Chef Jon Favreau, Emjay Anthony, Sofia Vergara. Directed by Jon Favreau. Rated R. Opens Friday.

In Jon Favreau’s Chef, a once-promising creative voice has given up his unique vision in favor of crafting predictable work for a wealthy boss, but he finally gets tired of doing what he’s told and sets out to return to his roots. A number of critics have posited the movie as an allegory for Favreau’s own career as a filmmaker, but if that’s the case, then it’s the story of a guy who’s just traded one kind of safe mediocrity for another.

In Chef, Carl Casper (Favreau) goes from cooking middlebrow fare at a French restaurant to chasing the food truck trend, and the movie finds Favreau going from directing soulless Hollywood blockbusters (Iron Man, Cowboys & Aliens) to putting together a limp, feel-good “indie” dramedy stocked with big-name actors doing him a favor.

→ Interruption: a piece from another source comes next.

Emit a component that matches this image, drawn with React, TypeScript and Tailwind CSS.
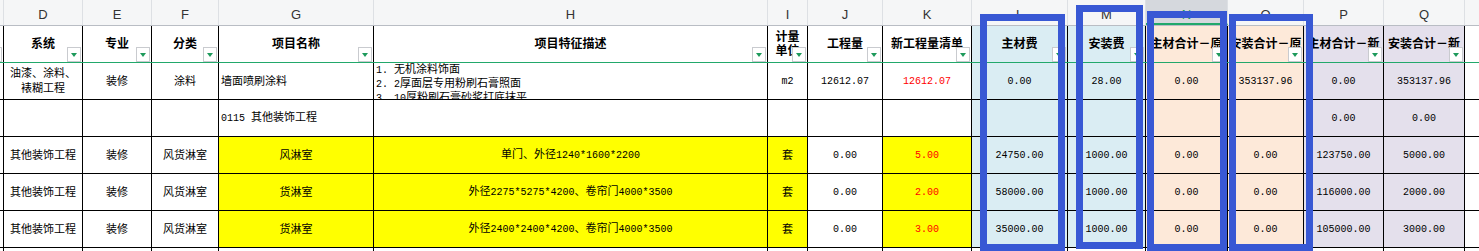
import React from 'react'

type Cell = { text?: string; align?: 'left' | 'center'; red?: boolean; yellow?: boolean; multi?: boolean }

const COLS = [
  { id: 'C', w: 'w-[4px]' },
  { id: 'D', w: 'w-[79px]' },
  { id: 'E', w: 'w-[69px]' },
  { id: 'F', w: 'w-[67px]' },
  { id: 'G', w: 'w-[155px]' },
  { id: 'H', w: 'w-[394px]' },
  { id: 'I', w: 'w-[40px]' },
  { id: 'J', w: 'w-[75px]' },
  { id: 'K', w: 'w-[89px]' },
  { id: 'L', w: 'w-[96px]' },
  { id: 'M', w: 'w-[78px]' },
  { id: 'N', w: 'w-[82px]' },
  { id: 'O', w: 'w-[76px]' },
  { id: 'P', w: 'w-[80px]' },
  { id: 'Q', w: 'w-[81px]' },
]

const TINT: Record<string, string> = {
  L: 'bg-[#daedf3]',
  M: 'bg-[#daedf3]',
  N: 'bg-[#fde9d9]',
  O: 'bg-[#fde9d9]',
  P: 'bg-[#e4e0ec]',
  Q: 'bg-[#e4e0ec]',
}

const HEADERS: Record<string, string> = {
  D: '系统',
  E: '专业',
  F: '分类',
  G: '项目名称',
  H: '项目特征描述',
  I: '计量\n单位',
  J: '工程量',
  K: '新工程量清单',
  L: '主材费',
  M: '安装费',
  N: '主材合计－原',
  O: '安装合计－原',
  P: '主材合计－新',
  Q: '安装合计－新',
}

function shed(name: string, desc: string, red: string, l: string, p: string, q: string): Record<string, Cell> {
  return {
    D: { text: '其他装饰工程' },
    E: { text: '装修' },
    F: { text: '风货淋室' },
    G: { text: name, yellow: true },
    H: { text: desc, yellow: true },
    I: { text: '套', yellow: true },
    J: { text: '0.00' },
    K: { text: red, red: true, yellow: true },
    L: { text: l },
    M: { text: '1000.00' },
    N: { text: '0.00' },
    O: { text: '0.00' },
    P: { text: p },
    Q: { text: q },
  }
}

const ROWS: Record<string, Cell>[] = [
  {
    D: { text: '油漆、涂料、\n裱糊工程' },
    E: { text: '装修' },
    F: { text: '涂料' },
    G: { text: '墙面喷刷涂料', align: 'left' },
    H: { text: '1. 无机涂料饰面\n2. 2厚面层专用粉刷石膏照面\n3. 10厚粉刷石膏砂浆打底抹平', multi: true },
    I: { text: 'm2' },
    J: { text: '12612.07' },
    K: { text: '12612.07', red: true },
    L: { text: '0.00' },
    M: { text: '28.00' },
    N: { text: '0.00' },
    O: { text: '353137.96' },
    P: { text: '0.00' },
    Q: { text: '353137.96' },
  },
  {
    G: { text: '0115 其他装饰工程', align: 'left' },
    P: { text: '0.00' },
    Q: { text: '0.00' },
  },
  shed('风淋室', '单门、外径1240*1600*2200', '5.00', '24750.00', '123750.00', '5000.00'),
  shed('货淋室', '外径2275*5275*4200、卷帘门4000*3500', '2.00', '58000.00', '116000.00', '2000.00'),
  shed('货淋室', '外径2400*2400*4200、卷帘门4000*3500', '3.00', '35000.00', '105000.00', '3000.00'),
  {},
]

// latin runs go in the mono face, like the sheet's bitmap font
function Mixed({ text }: { text: string }) {
  const parts = text.split(/([\x20-\x7e]+)/).filter(Boolean)
  return (
    <>
      {parts.map((p, i) =>
        /^[\x20-\x7e]+$/.test(p) ? (
          <span key={i} className="font-['Liberation_Mono',monospace] text-[10px] whitespace-pre">{p}</span>
        ) : (
          <span key={i}>{p}</span>
        )
      )}
    </>
  )
}

function FilterButton() {
  return (
    <div className="absolute right-[1px] bottom-0 w-[14px] h-[15px] bg-white border border-[#c9cbcf] flex items-center justify-center">
      <div className="w-0 h-0 border-l-[3px] border-r-[3px] border-t-[4px] border-l-transparent border-r-transparent border-t-[#1d9a5b]" />
    </div>
  )
}

function BlueBox({ pos }: { pos: string }) {
  return <div className={`absolute border-[7px] border-[#3858d4] ${pos}`} />
}

export default function App() {
  return (
    <div className="relative h-[251px] w-[1479px] overflow-hidden bg-white font-['Liberation_Sans','Noto_Sans_CJK_SC',sans-serif] text-[11px] text-black">
      {/* 列标 */}
      <div className="flex h-[26px] bg-[#f5f6f7] border-b border-[#b9bdc4]">
        {COLS.map(c => (
          <div
            key={c.id}
            className={`${c.w} flex-shrink-0 border-r border-[#dde0e4] flex justify-center pt-[5px] text-[13px] ${
              c.id === 'N' ? 'bg-[#d5d8dd] text-[#1d9a5b] border-b-2 border-b-[#22a86b]' : 'text-[#333]'
            }`}
          >
            {c.id === 'C' ? '' : c.id}
          </div>
        ))}
        <div className="flex-1" />
      </div>

      {/* 表头 */}
      <div className="flex h-[37px] border-b border-[#22a86b]">
        {COLS.map(c => (
          <div
            key={c.id}
            className={`${c.w} flex-shrink-0 relative border-r border-black flex items-center justify-center overflow-hidden font-bold text-[12px] leading-[14px] text-center whitespace-pre ${TINT[c.id] ?? 'bg-white'}`}
          >
            {c.id === 'C' ? (
              <div className="absolute left-0 bottom-0 w-[2px] h-[15px] border-y border-r border-[#c9cbcf] bg-white" />
            ) : (
              <>
                <span>{HEADERS[c.id]}</span>
                <FilterButton />
              </>
            )}
          </div>
        ))}
        <div className="flex-1" />
      </div>

      {/* 数据行 */}
      {ROWS.map((row, ri) => (
        <div key={ri} className="flex h-[37px] border-b border-black">
          {COLS.map(c => {
            const cell = row[c.id]
            const bg = cell?.yellow ? 'bg-[#ffff00]' : ri < 5 && TINT[c.id] ? TINT[c.id] : 'bg-white'
            if (cell?.multi) {
              return (
                <div key={c.id} className={`${c.w} flex-shrink-0 border-r border-black overflow-hidden pl-[2px] leading-[13px] whitespace-pre ${bg}`}>
                  {cell.text!.split('\n').map((line, i) => (
                    <div key={i}>
                      <Mixed text={line} />
                    </div>
                  ))}
                </div>
              )
            }
            return (
              <div
                key={c.id}
                className={`${c.w} flex-shrink-0 border-r border-black overflow-hidden flex items-center leading-[15px] whitespace-pre ${
                  cell?.align === 'left' ? 'justify-start pl-[2px]' : 'justify-center text-center'
                } ${cell?.red ? 'text-[#ff0000]' : ''} ${bg}`}
              >
                {cell?.text && (
                  <div>
                    {cell.text.split('\n').map((line, i) => (
                      <div key={i}>
                        <Mixed text={line} />
                      </div>
                    ))}
                  </div>
                )}
              </div>
            )
          })}
          <div className="flex-1" />
        </div>
      ))}

      {/* 标注框 */}
      <BlueBox pos="left-[980px] top-[14px] w-[85px] h-[237px]" />
      <BlueBox pos="left-[1076px] top-[5px] w-[67px] h-[244px]" />
      <BlueBox pos="left-[1147px] top-[11px] w-[80px] h-[240px]" />
      <BlueBox pos="left-[1229px] top-[14px] w-[84px] h-[237px]" />
    </div>
  )
}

Some of those actors are appealing to watch (Robert Downey Jr. has a great one-scene cameo as Carl’s ex-wife’s first husband), but most of them are wasted in small parts, while Favreau overestimates his own appeal as the chef who learns clichéd lessons over the course of the movie (don’t neglect your family, believe in yourself, etc.).

The shapeless story takes way too long to get to Carl’s big moment of change, and the tension in both his professional and personal lives feels forced. For foodies, there are plenty of loving shots of delicious meals being prepared, but literally dozens of reality shows offer the same images on TV every week. Chef has all the depth of one of those shows, and only about half the cooking.